### [SHORT TASK]
For each line in the data below that holds "page", return a copy.

### [DATA]
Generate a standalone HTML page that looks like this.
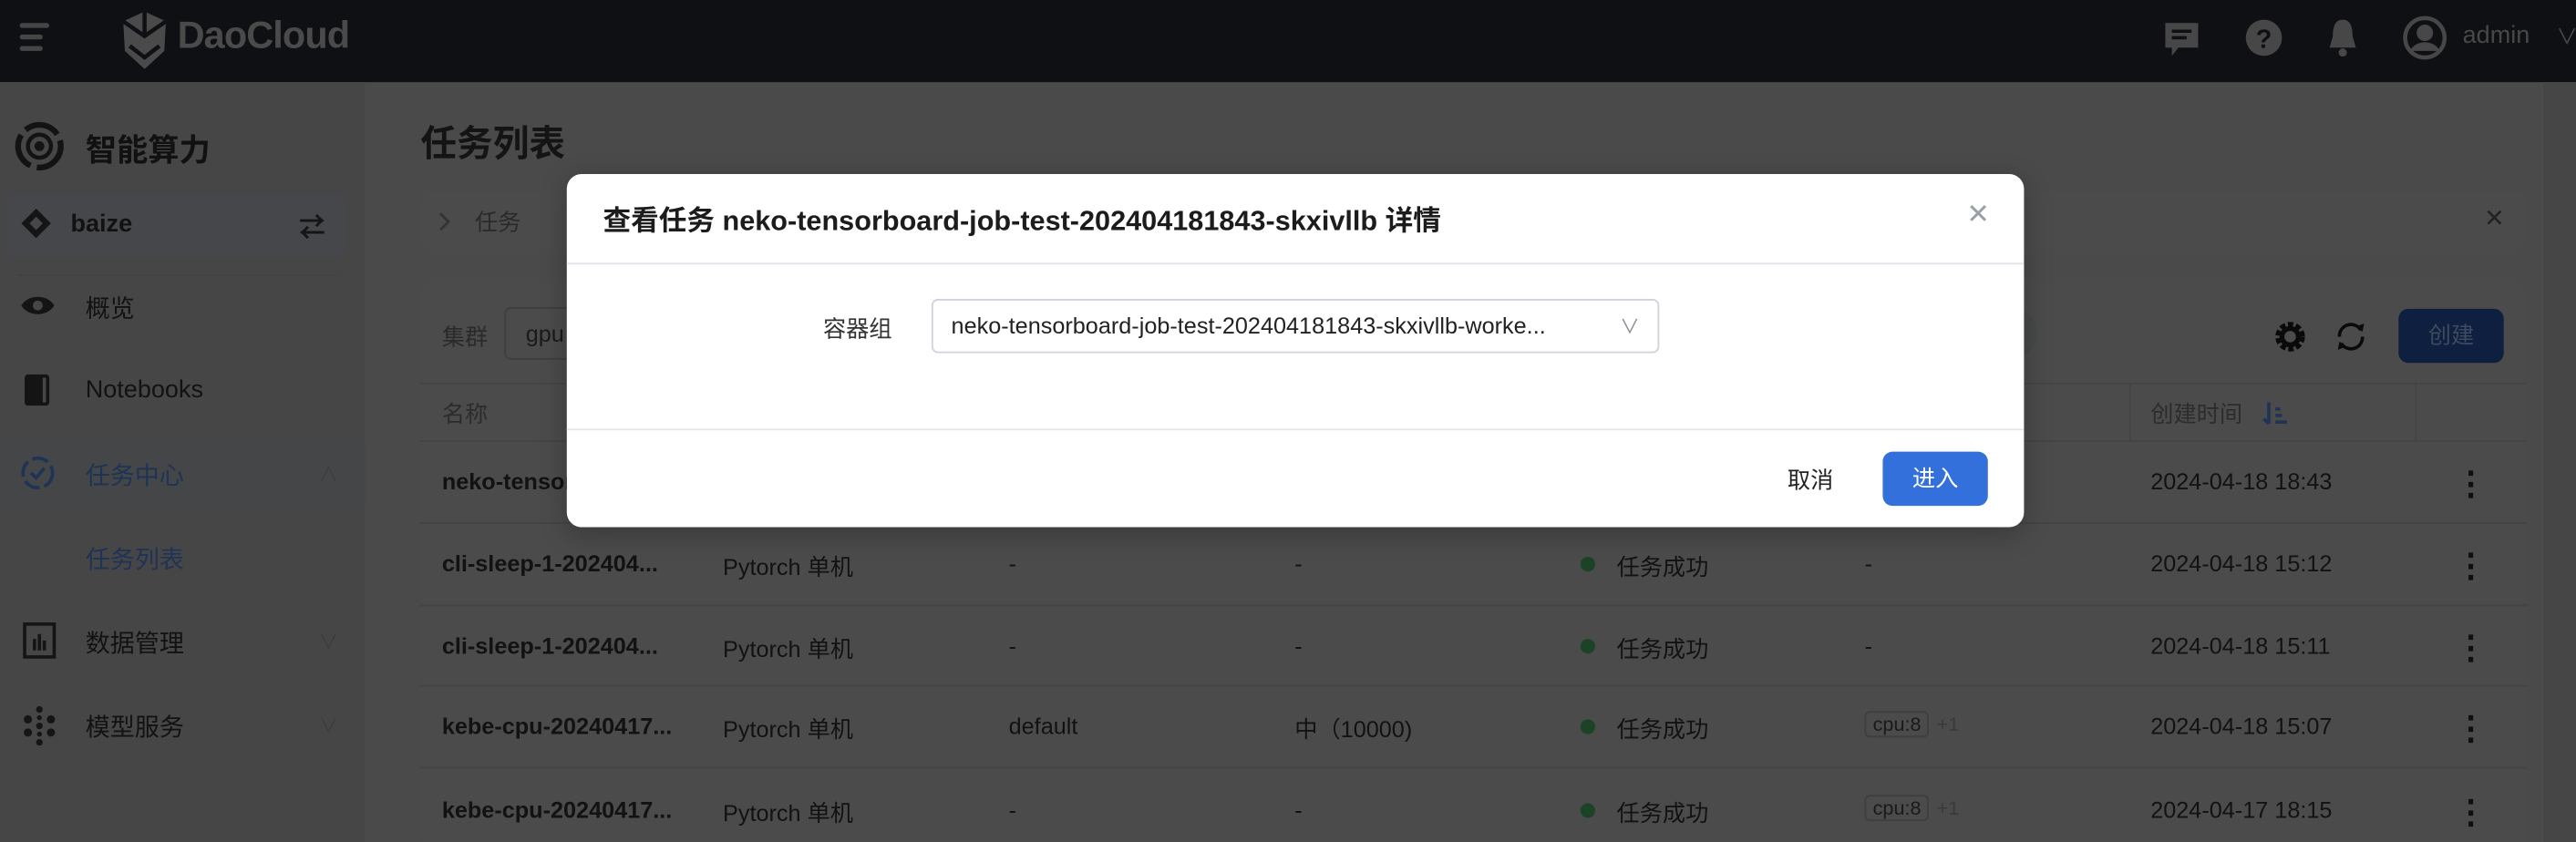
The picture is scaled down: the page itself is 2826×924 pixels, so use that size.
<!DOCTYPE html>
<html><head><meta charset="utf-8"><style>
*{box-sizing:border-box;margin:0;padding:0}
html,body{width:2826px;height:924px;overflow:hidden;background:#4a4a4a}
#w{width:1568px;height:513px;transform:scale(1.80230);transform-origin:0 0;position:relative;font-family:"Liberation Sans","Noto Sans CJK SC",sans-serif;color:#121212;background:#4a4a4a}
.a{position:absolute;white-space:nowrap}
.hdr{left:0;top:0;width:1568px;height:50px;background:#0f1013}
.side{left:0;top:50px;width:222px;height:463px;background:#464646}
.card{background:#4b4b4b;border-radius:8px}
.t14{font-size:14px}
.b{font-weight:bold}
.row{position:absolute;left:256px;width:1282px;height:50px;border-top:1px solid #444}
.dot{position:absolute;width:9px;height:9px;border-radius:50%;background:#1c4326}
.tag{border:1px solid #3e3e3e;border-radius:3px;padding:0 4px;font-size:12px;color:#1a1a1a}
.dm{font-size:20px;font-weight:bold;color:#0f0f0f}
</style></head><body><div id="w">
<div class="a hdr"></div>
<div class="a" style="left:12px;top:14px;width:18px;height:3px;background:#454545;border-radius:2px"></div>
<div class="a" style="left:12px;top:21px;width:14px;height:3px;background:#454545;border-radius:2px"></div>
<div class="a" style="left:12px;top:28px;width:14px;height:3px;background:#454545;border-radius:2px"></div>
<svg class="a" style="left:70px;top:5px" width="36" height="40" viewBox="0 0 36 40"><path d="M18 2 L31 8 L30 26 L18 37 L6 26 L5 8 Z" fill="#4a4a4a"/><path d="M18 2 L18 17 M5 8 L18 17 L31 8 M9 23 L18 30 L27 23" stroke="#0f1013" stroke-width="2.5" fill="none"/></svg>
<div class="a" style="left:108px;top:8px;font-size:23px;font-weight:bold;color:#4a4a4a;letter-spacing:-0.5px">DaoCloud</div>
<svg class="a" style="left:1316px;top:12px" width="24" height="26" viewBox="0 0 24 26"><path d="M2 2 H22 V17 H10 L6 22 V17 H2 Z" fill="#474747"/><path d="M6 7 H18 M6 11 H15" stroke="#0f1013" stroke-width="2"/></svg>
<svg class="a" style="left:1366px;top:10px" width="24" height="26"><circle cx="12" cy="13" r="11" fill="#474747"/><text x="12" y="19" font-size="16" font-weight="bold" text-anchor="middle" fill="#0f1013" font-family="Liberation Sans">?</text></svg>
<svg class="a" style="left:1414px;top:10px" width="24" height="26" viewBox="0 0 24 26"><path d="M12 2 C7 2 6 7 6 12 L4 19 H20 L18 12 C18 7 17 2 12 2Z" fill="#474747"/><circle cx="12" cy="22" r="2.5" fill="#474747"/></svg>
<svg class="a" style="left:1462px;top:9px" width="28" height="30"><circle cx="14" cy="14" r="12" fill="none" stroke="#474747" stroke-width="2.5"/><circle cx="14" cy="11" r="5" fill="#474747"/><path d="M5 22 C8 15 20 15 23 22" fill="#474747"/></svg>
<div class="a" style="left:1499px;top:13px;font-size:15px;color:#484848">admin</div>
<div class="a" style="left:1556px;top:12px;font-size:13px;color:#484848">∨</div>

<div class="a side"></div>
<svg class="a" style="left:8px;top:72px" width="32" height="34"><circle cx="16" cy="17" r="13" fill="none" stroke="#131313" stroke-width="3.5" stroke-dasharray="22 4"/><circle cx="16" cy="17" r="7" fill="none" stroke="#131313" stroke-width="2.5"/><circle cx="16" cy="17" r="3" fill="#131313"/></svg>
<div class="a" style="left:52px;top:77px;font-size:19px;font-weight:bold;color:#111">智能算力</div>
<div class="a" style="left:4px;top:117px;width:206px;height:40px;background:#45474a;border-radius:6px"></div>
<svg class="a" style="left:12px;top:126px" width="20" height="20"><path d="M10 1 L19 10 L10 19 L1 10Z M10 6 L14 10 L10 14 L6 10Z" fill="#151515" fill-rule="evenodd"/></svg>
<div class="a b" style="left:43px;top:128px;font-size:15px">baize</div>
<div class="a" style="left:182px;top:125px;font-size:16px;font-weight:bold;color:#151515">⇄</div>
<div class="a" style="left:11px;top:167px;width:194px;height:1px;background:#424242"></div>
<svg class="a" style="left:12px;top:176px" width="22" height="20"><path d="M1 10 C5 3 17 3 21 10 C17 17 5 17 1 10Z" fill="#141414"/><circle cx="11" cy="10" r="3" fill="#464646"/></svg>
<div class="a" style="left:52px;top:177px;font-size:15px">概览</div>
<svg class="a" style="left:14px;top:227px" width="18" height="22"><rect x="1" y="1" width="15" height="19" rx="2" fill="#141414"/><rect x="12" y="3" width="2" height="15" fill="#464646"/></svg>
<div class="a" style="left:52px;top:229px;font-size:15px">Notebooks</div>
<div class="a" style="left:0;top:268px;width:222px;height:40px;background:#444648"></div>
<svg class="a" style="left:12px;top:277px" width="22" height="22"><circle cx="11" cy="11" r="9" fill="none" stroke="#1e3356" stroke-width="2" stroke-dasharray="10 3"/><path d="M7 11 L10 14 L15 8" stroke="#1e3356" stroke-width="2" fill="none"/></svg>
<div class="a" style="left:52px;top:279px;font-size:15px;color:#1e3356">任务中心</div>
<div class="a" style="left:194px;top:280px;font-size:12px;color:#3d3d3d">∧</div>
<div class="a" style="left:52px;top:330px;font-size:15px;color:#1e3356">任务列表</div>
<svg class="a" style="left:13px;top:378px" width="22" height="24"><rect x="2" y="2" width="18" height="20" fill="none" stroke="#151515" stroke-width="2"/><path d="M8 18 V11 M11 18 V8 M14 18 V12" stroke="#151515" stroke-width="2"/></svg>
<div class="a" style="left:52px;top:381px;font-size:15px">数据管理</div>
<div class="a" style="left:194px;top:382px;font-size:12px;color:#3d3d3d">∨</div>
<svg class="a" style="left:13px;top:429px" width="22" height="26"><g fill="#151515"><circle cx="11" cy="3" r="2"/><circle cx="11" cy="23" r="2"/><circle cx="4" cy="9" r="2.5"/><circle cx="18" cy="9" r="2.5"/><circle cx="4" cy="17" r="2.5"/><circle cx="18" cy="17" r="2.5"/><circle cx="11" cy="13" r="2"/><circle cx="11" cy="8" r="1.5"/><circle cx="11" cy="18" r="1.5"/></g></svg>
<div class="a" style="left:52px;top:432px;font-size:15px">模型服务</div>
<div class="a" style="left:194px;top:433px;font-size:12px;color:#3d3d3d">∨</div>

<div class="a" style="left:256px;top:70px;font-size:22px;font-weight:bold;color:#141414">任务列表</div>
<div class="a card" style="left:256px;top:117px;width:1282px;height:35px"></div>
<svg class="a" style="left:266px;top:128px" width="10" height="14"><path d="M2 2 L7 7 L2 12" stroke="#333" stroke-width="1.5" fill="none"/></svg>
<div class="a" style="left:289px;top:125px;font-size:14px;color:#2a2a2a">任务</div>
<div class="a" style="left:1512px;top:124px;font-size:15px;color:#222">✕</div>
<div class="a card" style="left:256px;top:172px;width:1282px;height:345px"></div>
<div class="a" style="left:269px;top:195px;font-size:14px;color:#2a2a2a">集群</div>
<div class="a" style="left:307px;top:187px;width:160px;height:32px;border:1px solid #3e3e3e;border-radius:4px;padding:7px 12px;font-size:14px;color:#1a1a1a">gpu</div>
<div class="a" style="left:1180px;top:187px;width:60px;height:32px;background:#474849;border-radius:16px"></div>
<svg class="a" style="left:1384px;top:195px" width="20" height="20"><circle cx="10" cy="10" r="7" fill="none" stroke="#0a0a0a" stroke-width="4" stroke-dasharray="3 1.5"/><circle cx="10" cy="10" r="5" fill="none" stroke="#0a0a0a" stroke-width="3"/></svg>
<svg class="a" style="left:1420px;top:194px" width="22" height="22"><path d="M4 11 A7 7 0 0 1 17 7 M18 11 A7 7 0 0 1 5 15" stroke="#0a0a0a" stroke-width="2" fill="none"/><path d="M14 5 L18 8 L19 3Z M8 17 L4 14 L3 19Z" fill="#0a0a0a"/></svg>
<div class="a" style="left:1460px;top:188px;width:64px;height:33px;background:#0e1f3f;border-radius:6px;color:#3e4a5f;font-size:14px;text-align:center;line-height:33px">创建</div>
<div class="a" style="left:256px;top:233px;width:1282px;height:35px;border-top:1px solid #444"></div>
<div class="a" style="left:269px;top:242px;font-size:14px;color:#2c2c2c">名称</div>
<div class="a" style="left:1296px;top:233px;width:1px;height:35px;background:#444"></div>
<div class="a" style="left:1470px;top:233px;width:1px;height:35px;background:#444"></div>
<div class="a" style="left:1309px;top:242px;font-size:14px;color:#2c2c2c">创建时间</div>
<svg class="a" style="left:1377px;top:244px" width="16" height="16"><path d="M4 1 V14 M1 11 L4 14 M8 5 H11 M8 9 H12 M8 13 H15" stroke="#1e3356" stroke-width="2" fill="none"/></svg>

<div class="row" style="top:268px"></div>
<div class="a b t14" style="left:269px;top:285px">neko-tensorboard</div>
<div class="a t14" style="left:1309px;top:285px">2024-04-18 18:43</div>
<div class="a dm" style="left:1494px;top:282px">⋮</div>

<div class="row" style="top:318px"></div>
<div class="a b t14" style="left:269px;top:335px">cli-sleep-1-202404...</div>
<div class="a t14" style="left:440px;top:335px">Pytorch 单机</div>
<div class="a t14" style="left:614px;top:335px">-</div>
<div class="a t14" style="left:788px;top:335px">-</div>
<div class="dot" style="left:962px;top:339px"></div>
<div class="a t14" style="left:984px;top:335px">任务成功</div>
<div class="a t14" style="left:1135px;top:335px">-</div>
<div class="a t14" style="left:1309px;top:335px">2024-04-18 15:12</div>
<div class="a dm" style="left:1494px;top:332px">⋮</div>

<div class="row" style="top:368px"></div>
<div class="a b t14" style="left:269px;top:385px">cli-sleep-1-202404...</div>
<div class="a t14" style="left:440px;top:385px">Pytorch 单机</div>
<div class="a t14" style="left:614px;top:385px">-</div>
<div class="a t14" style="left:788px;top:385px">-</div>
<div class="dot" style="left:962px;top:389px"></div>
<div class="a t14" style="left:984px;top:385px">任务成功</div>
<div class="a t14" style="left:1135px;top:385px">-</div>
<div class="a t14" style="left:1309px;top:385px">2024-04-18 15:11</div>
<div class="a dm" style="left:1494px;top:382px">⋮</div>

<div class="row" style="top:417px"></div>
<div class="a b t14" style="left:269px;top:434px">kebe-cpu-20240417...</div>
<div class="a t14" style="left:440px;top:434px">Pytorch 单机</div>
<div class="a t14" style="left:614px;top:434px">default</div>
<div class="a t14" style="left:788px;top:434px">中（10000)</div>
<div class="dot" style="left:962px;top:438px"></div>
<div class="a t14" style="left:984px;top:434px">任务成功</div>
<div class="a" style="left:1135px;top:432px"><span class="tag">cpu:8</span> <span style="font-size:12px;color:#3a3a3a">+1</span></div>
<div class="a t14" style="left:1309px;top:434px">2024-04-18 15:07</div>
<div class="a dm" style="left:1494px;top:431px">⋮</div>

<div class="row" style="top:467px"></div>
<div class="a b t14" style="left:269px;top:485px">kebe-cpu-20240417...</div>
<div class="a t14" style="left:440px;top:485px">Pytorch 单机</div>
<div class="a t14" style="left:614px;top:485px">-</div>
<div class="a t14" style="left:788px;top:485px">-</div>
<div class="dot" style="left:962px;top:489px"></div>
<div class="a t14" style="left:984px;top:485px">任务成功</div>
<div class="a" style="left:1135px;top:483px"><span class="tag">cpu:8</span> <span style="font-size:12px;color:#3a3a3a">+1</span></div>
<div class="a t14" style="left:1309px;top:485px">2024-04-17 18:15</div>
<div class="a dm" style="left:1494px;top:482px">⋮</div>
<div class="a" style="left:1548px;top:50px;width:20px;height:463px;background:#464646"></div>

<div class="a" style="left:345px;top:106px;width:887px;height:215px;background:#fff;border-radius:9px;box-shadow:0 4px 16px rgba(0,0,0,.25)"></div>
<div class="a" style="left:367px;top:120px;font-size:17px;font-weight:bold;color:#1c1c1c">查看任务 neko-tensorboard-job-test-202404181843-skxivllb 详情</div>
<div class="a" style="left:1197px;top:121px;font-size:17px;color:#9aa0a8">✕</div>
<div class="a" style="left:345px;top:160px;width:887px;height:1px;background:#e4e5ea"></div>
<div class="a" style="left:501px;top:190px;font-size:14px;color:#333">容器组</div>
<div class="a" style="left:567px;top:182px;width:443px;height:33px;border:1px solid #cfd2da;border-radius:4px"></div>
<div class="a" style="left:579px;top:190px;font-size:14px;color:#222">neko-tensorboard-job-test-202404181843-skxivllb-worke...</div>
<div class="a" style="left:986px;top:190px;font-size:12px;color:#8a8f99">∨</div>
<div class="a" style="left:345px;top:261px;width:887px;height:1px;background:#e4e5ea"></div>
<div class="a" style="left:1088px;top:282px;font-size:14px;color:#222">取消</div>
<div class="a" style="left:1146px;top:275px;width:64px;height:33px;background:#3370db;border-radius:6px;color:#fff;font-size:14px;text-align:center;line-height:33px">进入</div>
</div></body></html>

### [ANSWER TO THIS TASK]
Generate a standalone HTML page that looks like this.
The picture is scaled down: the page itself is 2826×924 pixels, so use that size.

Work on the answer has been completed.